Editorial: The Top 5 Anime
Openings of 2015
I'm a bit late getting around to this one, not least because 2015 was not exactly a stellar year for anime, but since I did this last year, it's only fair I should do it again. Any anime airing in the calendar year of 2015 is applicable, although in shows with multiple openings, only one of them can actually end up on the list.
Okay, let's roll on with number five:
5. Butter-Fly, Kouji Wada, Digimon Adventure Tri: Reunion (Crunchy Roll version).
It feels, in a way, a little unfair to put this so low on the list, since the thing that really drops it down - the uninspiring visuals almost entirely recycled from trailers - is the result of having fewer resources to work with than every other entry on this list. After all, in the film that Crunchyroll split into episodes, there's only one opening sequence, with just the track playing behind scenic shots of Odaiba and Taichi riding a bike.
What gets it on its list is, really, Kouji Wada's reworked rendition of his old classic, Butter-Fly, a cheerful yet oddly melancholic song about feeling constrained by the world and fearing for the future (both of which are themes very much present in Tri) that served as the opening for the very first series of Digimon.
Wada's reworked version is heavy on the nostalgia, downplaying the brighter, more action-y elements of the song in favour of playing up the sense of wonder.
4. Kyouran Hey Kids!!, The Oral Cigarettes, Noragami Aragoto.
It's no scratch on Hello Sleepwalkers, the opening song of the first series of Noragami, but Noragami Aragoto's opening - a fast-paced song about ... about ... actually, I've been looking at the lyrics for ten minutes and I can't figure out what this song is meant to be about at all - is a fun listen.
It's also got some especially striking visuals, with the characters rendered mostly in black and white, with only their eyes coloured, and set against stark, colourful backgrounds in shades of blue or orange.
No, but seriously, though, does anyone have any idea what this song is actually about?

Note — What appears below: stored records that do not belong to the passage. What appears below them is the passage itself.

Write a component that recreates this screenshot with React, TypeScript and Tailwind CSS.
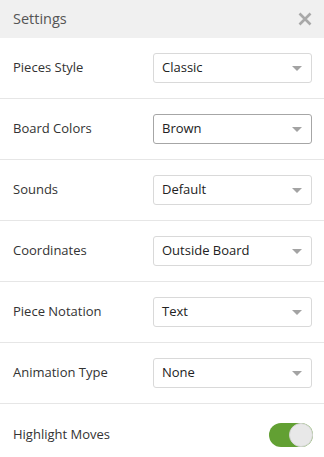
const rows: { label: string; value: string; active?: boolean }[] = [
  { label: 'Pieces Style', value: 'Classic' },
  { label: 'Board Colors', value: 'Brown', active: true },
  { label: 'Sounds', value: 'Default' },
  { label: 'Coordinates', value: 'Outside Board' },
  { label: 'Piece Notation', value: 'Text' },
  { label: 'Animation Type', value: 'None' }
]

function SelectBox({ value, active }: { value: string; active?: boolean }) {
  return (
    <div
      className={`flex h-[30px] w-[159px] items-center justify-between rounded-[3px] border bg-white pl-[8px] pr-[9px] text-[13px] text-[#222] ${
        active ? 'border-[#a6a6a6]' : 'border-[#d9d9d9]'
      }`}
    >
      <span>{value}</span>
      <svg width="10" height="5" viewBox="0 0 10 5">
        <path d="M0 0h10L5 5z" fill="#a3a3a3" />
      </svg>
    </div>
  )
}

export default function App() {
  return (
    <div className="h-[457px] w-[324px] bg-white font-['Open_Sans',sans-serif] text-[#333]">
      <div className="flex h-[38px] items-center justify-between bg-[#f0f0f0] pl-[13px] pr-[12px]">
        <h2 className="text-[14.5px] text-[#555]">Settings</h2>
        <svg width="14" height="14" viewBox="0 0 14 14">
          <path d="M1.5 1.5l11 11M12.5 1.5l-11 11" stroke="#a8a8a8" strokeWidth="2.6" />
        </svg>
      </div>
      {rows.map((row) => (
        <div key={row.label} className="flex h-[61px] items-center justify-between border-b border-[#e6e6e6] pl-[13px] pr-[12px]">
          <span className="text-[13px]">{row.label}</span>
          <SelectBox value={row.value} active={row.active} />
        </div>
      ))}
      <div className="flex h-[61px] items-center justify-between pl-[13px] pr-[11px]">
        <span className="text-[13px]">Highlight Moves</span>
        <div className="flex h-[24px] w-[44px] items-center justify-end rounded-full bg-[#62a033]">
          <div className="h-[24px] w-[24px] rounded-full border border-[#d4d4d4] bg-[#e8e8e8]" />
        </div>
      </div>
    </div>
  )
}
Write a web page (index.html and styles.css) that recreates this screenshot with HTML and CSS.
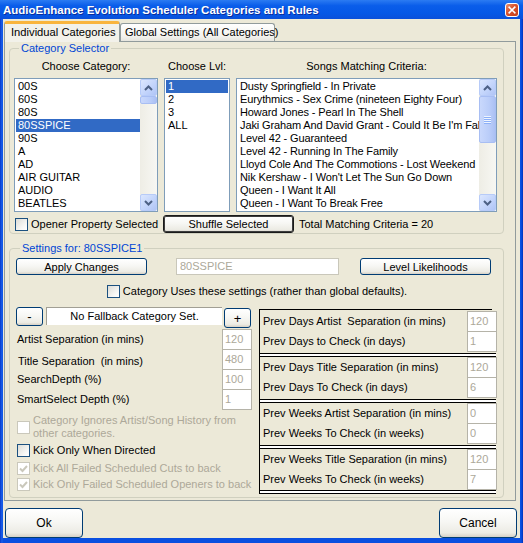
FILE: index.html
```html
<!DOCTYPE html>
<html>
<head>
<meta charset="utf-8">
<title>AudioEnhance Evolution Scheduler Categories and Rules</title>
<link rel="stylesheet" href="styles.css">
</head>
<body>
<div class="window">
  <div class="titlebar">
    <span class="title">AudioEnhance Evolution Scheduler Categories and Rules</span>
    <span class="close"><svg width="10" height="10" viewBox="0 0 10 10"><path d="M1.5 1.5 L8.5 8.5 M8.5 1.5 L1.5 8.5" stroke="#fff" stroke-width="2" stroke-linecap="square"/></svg></span>
  </div>
  <div class="client">
    <div class="tabs">
      <div class="tab active">Individual Categories</div>
      <div class="tab">Global Settings (All Categories)</div>
    </div>
    <div class="panel">
      <fieldset class="group selector">
        <legend>Category Selector</legend>
        <div class="lists">
          <div class="col col-cat">
            <div class="collabel">Choose Category:</div>
            <div class="listbox">
              <div class="items">
                <div class="item">00S</div>
                <div class="item">60S</div>
                <div class="item">80S</div>
                <div class="item sel">80SSPICE</div>
                <div class="item">90S</div>
                <div class="item">A</div>
                <div class="item">AD</div>
                <div class="item">AIR GUITAR</div>
                <div class="item">AUDIO</div>
                <div class="item">BEATLES</div>
              </div>
              <div class="vscroll">
                <div class="sbtn"><svg width="9" height="6" viewBox="0 0 9 6"><path d="M1 5 L4.5 1.5 L8 5" fill="none" stroke="#4D6185" stroke-width="2"/></svg></div>
                <div class="track"><div class="thumb small"></div></div>
                <div class="sbtn"><svg width="9" height="6" viewBox="0 0 9 6"><path d="M1 1 L4.5 4.5 L8 1" fill="none" stroke="#4D6185" stroke-width="2"/></svg></div>
              </div>
            </div>
          </div>
          <div class="col col-lvl">
            <div class="collabel">Choose Lvl:</div>
            <div class="listbox">
              <div class="items">
                <div class="item sel">1</div>
                <div class="item">2</div>
                <div class="item">3</div>
                <div class="item">ALL</div>
              </div>
            </div>
          </div>
          <div class="col col-songs">
            <div class="collabel">Songs Matching Criteria:</div>
            <div class="listbox">
              <div class="items songs">
                <div class="item">Dusty Springfield - In Private</div>
                <div class="item">Eurythmics - Sex Crime (nineteen Eighty Four)</div>
                <div class="item">Howard Jones - Pearl In The Shell</div>
                <div class="item">Jaki Graham And David Grant - Could It Be I'm Fall</div>
                <div class="item">Level 42 - Guaranteed</div>
                <div class="item">Level 42 - Running In The Family</div>
                <div class="item">Lloyd Cole And The Commotions - Lost Weekend</div>
                <div class="item">Nik Kershaw - I Won't Let The Sun Go Down</div>
                <div class="item">Queen - I Want It All</div>
                <div class="item">Queen - I Want To Break Free</div>
              </div>
              <div class="vscroll">
                <div class="sbtn"><svg width="9" height="6" viewBox="0 0 9 6"><path d="M1 5 L4.5 1.5 L8 5" fill="none" stroke="#4D6185" stroke-width="2"/></svg></div>
                <div class="track"><div class="thumb big"><span class="grip"></span></div></div>
                <div class="sbtn"><svg width="9" height="6" viewBox="0 0 9 6"><path d="M1 1 L4.5 4.5 L8 1" fill="none" stroke="#4D6185" stroke-width="2"/></svg></div>
              </div>
            </div>
          </div>
        </div>
        <div class="selrow">
          <label class="check opener"><span class="box"></span>Opener Property Selected</label>
          <button class="btn default shuffle">Shuffle Selected</button>
          <span class="total">Total Matching Criteria = 20</span>
        </div>
      </fieldset>

      <fieldset class="group settings">
        <legend>Settings for: 80SSPICE1</legend>
        <div class="toprow">
          <button class="btn wide">Apply Changes</button>
          <div class="tbox name">80SSPICE</div>
          <button class="btn wide">Level Likelihoods</button>
        </div>
        <div class="userow">
          <label class="check"><span class="box"></span>Category Uses these settings (rather than global defaults).</label>
        </div>
        <div class="lower">
          <div class="leftcol">
            <div class="fallback">
              <button class="btn tiny minus">-</button>
              <div class="fbox">No Fallback Category Set.</div>
              <button class="btn tiny plus">+</button>
            </div>
            <div class="fields">
              <div class="field"><span>Artist Separation (in mins)</span><div class="nbox">120</div></div>
              <div class="field"><span class="off1">Title Separation&nbsp; (in mins)</span><div class="nbox">480</div></div>
              <div class="field"><span>SearchDepth (%)</span><div class="nbox">100</div></div>
              <div class="field"><span>SmartSelect Depth (%)</span><div class="nbox">1</div></div>
            </div>
            <label class="check dis two"><span class="box"></span><span>Category Ignores Artist/Song History from<br>other categories.</span></label>
            <label class="check kick"><span class="box"></span>Kick Only When Directed</label>
            <label class="check dis k2"><span class="box on"><svg width="9" height="9" viewBox="0 0 9 9"><path d="M1 4.5 L3.5 7 L8 2" fill="none" stroke="#CAC8BB" stroke-width="2"/></svg></span>Kick All Failed Scheduled Cuts to back</label>
            <label class="check dis k3"><span class="box on"><svg width="9" height="9" viewBox="0 0 9 9"><path d="M1 4.5 L3.5 7 L8 2" fill="none" stroke="#CAC8BB" stroke-width="2"/></svg></span>Kick Only Failed Scheduled Openers to back</label>
          </div>
          <div class="rightcol">
            <div class="rgroup">
              <div class="rrow"><span>Prev Days Artist&nbsp; Separation (in mins)</span><div class="nbox">120</div></div>
              <div class="rrow"><span>Prev Days to Check (in days)</span><div class="nbox">1</div></div>
            </div>
            <div class="dline"></div>
            <div class="rgroup">
              <div class="rrow"><span>Prev Days Title Separation (in mins)</span><div class="nbox">120</div></div>
              <div class="rrow"><span>Prev Days To Check (in days)</span><div class="nbox">6</div></div>
            </div>
            <div class="dline"></div>
            <div class="rgroup">
              <div class="rrow"><span>Prev Weeks Artist Separation (in mins)</span><div class="nbox">0</div></div>
              <div class="rrow"><span>Prev Weeks To Check (in weeks)</span><div class="nbox">0</div></div>
            </div>
            <div class="dline"></div>
            <div class="rgroup">
              <div class="rrow"><span>Prev Weeks Title Separation (in mins)</span><div class="nbox">120</div></div>
              <div class="rrow"><span>Prev Weeks To Check (in weeks)</span><div class="nbox">7</div></div>
            </div>
            <div class="dline last"></div>
          </div>
        </div>
      </fieldset>
    </div>
    <div class="footer">
      <button class="btn big">Ok</button>
      <button class="btn big">Cancel</button>
    </div>
  </div>
</div>
</body>
</html>
```

FILE: styles.css
```css
* { box-sizing: border-box; }
html, body { margin: 0; padding: 0; }
body {
  width: 523px; height: 543px; overflow: hidden;
  font-family: "Liberation Sans", Arial, sans-serif;
  font-size: 11px; color: #000;
  background: #0A3FD0;
}
.window {
  width: 523px; height: 543px;
  display: flex; flex-direction: column;
  background: linear-gradient(90deg, #0838C8 0, #1A62EE 2px, #0A4FE0 3px, #0A4FE0 520px, #0950E6 521px, #0031B8 523px);
}
.titlebar {
  height: 19px; flex: none;
  display: flex; align-items: center; justify-content: space-between;
  padding: 0 4px 0 3px;
  background: linear-gradient(#2B7BF2, #0A5DEA 30%, #0558E6 70%, #0A50DA);
  color: #fff; font-weight: bold; font-size: 11.5px;
}
.title { text-shadow: 1px 1px 0 #0C2D9C; }
.close {
  width: 14px; height: 14px; margin-top: 1px;
  border: 1px solid #fff; border-radius: 3px;
  background: linear-gradient(135deg, #E98F6F, #D9512C 45%, #C33E1A);
  display: flex; align-items: center; justify-content: center;
}
.close svg { width: 8px; height: 8px; }
.client {
  flex: 1; display: flex; flex-direction: column;
  margin: 0 3px 5px 3px;
  background: #ECE9D8;
  padding-top: 2px;
}
.tabs { display: flex; align-items: flex-end; height: 20px; margin-left: 1px; position: relative; z-index: 1; }
.tab {
  height: 18px;
  border: 1px solid #919B9C; border-bottom: none;
  border-radius: 3px 3px 0 0;
  background: linear-gradient(#FFFFFF, #F3F3EF 70%, #E6E5DE);
  white-space: nowrap; font-size: 11.2px;
}
.tab.active {
  height: 21px; width: 116px; padding: 0 0 0 6px;
  line-height: 16px;
  background: #F2F1EA;
  border-top: 3px solid #F9B43C;
  margin-bottom: -1px;
}
.tabs .tab:not(.active) { width: 155px; padding: 0 0 0 4px; line-height: 17px; font-size: 11px; }
.panel {
  height: 460px; flex: none;
  margin: 0 4px 0 1px;
  border: 1px solid #919B9C;
  padding: 0 11px 0 4px;
}
.group {
  margin: 0; padding: 0;
  border: 1px solid #D0D0BF; border-radius: 4px;
  min-width: 0;
}
.group legend {
  color: #0046D5; padding: 0 2px; margin-left: 5px;
  line-height: 13px; height: 13px;
}
.selector { padding: 5px 5px 0 4px; height: 192px; }
.lists { display: flex; gap: 6px; }
.col { display: flex; flex-direction: column; }
.collabel { height: 13px; line-height: 13px; text-align: center; margin-bottom: 5px; }
.col-cat { width: 144px; }
.col-lvl { width: 66px; }
.col-songs { width: 261px; }
.listbox {
  height: 134px; background: #fff;
  border: 1px solid #7F9DB9;
  padding: 1px;
  display: flex; overflow: hidden;
}
.items { flex: 1; min-width: 0; overflow: hidden; }
.songs .item { letter-spacing: -0.12px; }
.item { height: 13px; line-height: 13px; padding-left: 2px; white-space: nowrap; overflow: hidden; }
.item.sel { background: #316AC5; color: #fff; }
.vscroll {
  width: 17px; flex: none; display: flex; flex-direction: column;
  background: linear-gradient(90deg, #EEEDE5, #F7F7F3);
  margin: -1px -1px -1px 0;
}
.sbtn {
  height: 17px; flex: none;
  border: 1px solid #B7CBF8; border-radius: 2px;
  background: linear-gradient(135deg, #DCE7FE, #C1D3FB 60%, #B0C4F5);
  display: flex; align-items: center; justify-content: center;
}
.track { flex: 1; }
.thumb {
  border: 1px solid #A8BEF3; border-radius: 2px;
  background: linear-gradient(90deg, #C9D8FC, #BACDF9 60%, #ABC0F3);
  display: flex; align-items: center; justify-content: center;
}
.thumb.small { height: 8px; }
.thumb.big { height: 47px; }
.grip {
  width: 7px; height: 8px;
  background: repeating-linear-gradient(#EEF4FE 0 1px, #8CB0F8 1px 2px);
}
.selrow { display: flex; align-items: center; height: 18px; margin-top: 3px; }
.check { display: flex; align-items: center; gap: 3px; white-space: nowrap; }
.box {
  width: 13px; height: 13px; flex: none;
  border: 1px solid #1C5180;
  background: linear-gradient(135deg, #DCDCD7, #F8F8F6 70%, #FFFFFF);
  display: flex; align-items: center; justify-content: center;
}
.opener { margin-left: 1px; width: 148px; }
.btn {
  font-family: "Liberation Sans", Arial, sans-serif; font-size: 11px; color: #000;
  border: 1px solid #003C74; border-radius: 3px;
  background: linear-gradient(#FFFFFF, #F7F7F4 45%, #ECEBE4 85%, #D6D0C5);
  padding: 0; margin: 0;
}
.shuffle { width: 131px; height: 18px; }
.btn.default { box-shadow: inset 0 0 0 1px #3C3C3C; border-color: #1A1A1A; }
.total { margin-left: 5px; }

.settings { margin-top: 8px; height: 256px; padding: 3px 5px 0 5px; }
.toprow { display: flex; align-items: center; height: 17px; margin-left: 1px; }
.btn.wide { width: 131px; height: 17px; }
.tbox {
  height: 17px; line-height: 15px; padding-left: 3px;
  border: 1px solid #C9C7BA; background: #fff; color: #ACA899;
}
.tbox.name { width: 163px; margin: 0 21px 0 29px; }
.userow { display: flex; justify-content: center; margin-top: 9px; height: 14px; padding-left: 1px; }
.lower { display: flex; margin-top: 9px; }
.leftcol { width: 236px; display: flex; flex-direction: column; margin-left: 1px; }
.fallback { display: flex; align-items: flex-start; height: 22px; }
.btn.tiny { width: 27px; height: 19px; font-size: 13px; line-height: 15px; }
.fbox {
  width: 176px; height: 18px; margin: 0 2px 0 3px;
  background: #fff; border-top: 1px solid #A19F94; border-left: 1px solid #A19F94;
  text-align: center; line-height: 16px;
}
.plus { margin-top: 1px; height: 20px !important; }
.fields { display: flex; flex-direction: column; }
.field { display: flex; justify-content: space-between; align-items: flex-start; height: 20px; }
.field:last-child { height: 21px; }
.field span { padding-left: 1px; line-height: 20px; }
.field .off1 { padding-left: 2px; padding-top: 2px; }
.nbox {
  width: 30px; height: 21px; flex: none;
  border: 1px solid #B5B3A8; background: #fff; color: #ACA899;
  padding-left: 2px; line-height: 19px;
}
.check.two { margin-top: 4px; height: 26px; margin-left: 1px; }
.check.two > span:last-child { line-height: 13px; }
.dis { color: #ACA899; }
.dis .box { border-color: #CAC8BB; background: #fff; }
.kick { margin-top: 3px; height: 14px; margin-left: 1px; }
.k2 { margin-top: 4px; height: 14px; margin-left: 1px; }
.k3 { margin-top: 2px; height: 14px; margin-left: 1px; }

.rightcol {
  width: 238px; margin-left: 7px; margin-top: 2px;
  border-left: 1px solid #000;
  display: flex; flex-direction: column;
  background: linear-gradient(#000, #000) 0 0 / 232px 1px no-repeat;
  padding-top: 2px;
}
.rgroup { display: flex; flex-direction: column; }
.rrow { display: flex; justify-content: space-between; align-items: flex-start; height: 20px; padding-left: 3px; }
.rrow:last-child { height: 21px; }
.rrow span { line-height: 20px; }
.dline {
  height: 4px; margin: 1px 1px 0 0;
  border-top: 1px solid #000; border-bottom: 1px solid #000; background: #fff;
}
.dline.last { margin-top: 0; }

.footer { display: flex; justify-content: space-between; margin-top: auto; padding: 0 3px 0 2px; }
.btn.big { width: 78px; height: 30px; font-size: 12px; border-radius: 4px; }
```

Anyone?
3. Hello World, Bump of Chicken, Kekkai Sensen.
If this was a list of best endings, Kekkai Sensen's ending would be at the top of the list with no competition. Alas, it is not. But Hello World, Bump of Chicken's upbeat, optimistic song about aimlessness, misery and struggling with existential crises, is nevertheless a particularly excellent, and very catchy, earworm.
The song is accompanied by a lot of imagery regarding protagonist Leo's occupation as a photographer, and the bustling city of New York - which is fitting, really, since Kekkai Sensen could probably be best described as a love letter both to the city itself, and to the general idea of mundanity and everyday life.
Particular props go to the Avengers moment, where the camera circles Leo as the various members of Libra show off their skills, apparently in aid of protecting him.
2. Renegade, Stereo Dive Foundation, Gangsta.
There's always one where I can't find a good video of it on Blogger's horrendous video search, however if you meander over here, you can watch this there.
Okay, the shower of dominatrixes is a litte bit weird, I'm not going to pretend that it isn't. In general, though, the opening combines a great song about, er - actually, no, I don't know what this one is about either, with sharp, striking visuals that make great use of colours.
It also gives us important information about our three main characters, too: One drinks Perrier and has a sword, the other one only puts on his clothes literally as he's heading out, and the third one is possibly possessed by Satan.
Good. That's information we will surely need going forward.
1. Two Souls - toward the truth -, Fripside, Owari no Seraph: Battle in Nagoya.
It almost pains me, a little, to give this the top spot, since out of all of these, it's probably the most aggressively typical anime opening.
But I can't help it. I just really like it. It's upbeat, fun, a little bit dramatic, and the visuals have everything I love about anime openings, by which I mean they have slightly overwrought shots of all of the characters posing together, and various shots of fight scenes that never, ever actually happen in the show.
I mean, what more could I ask for, really. It's also the only one on this list with lyrics that actually seem to relate to the show in question, being about two people vowing to find each other.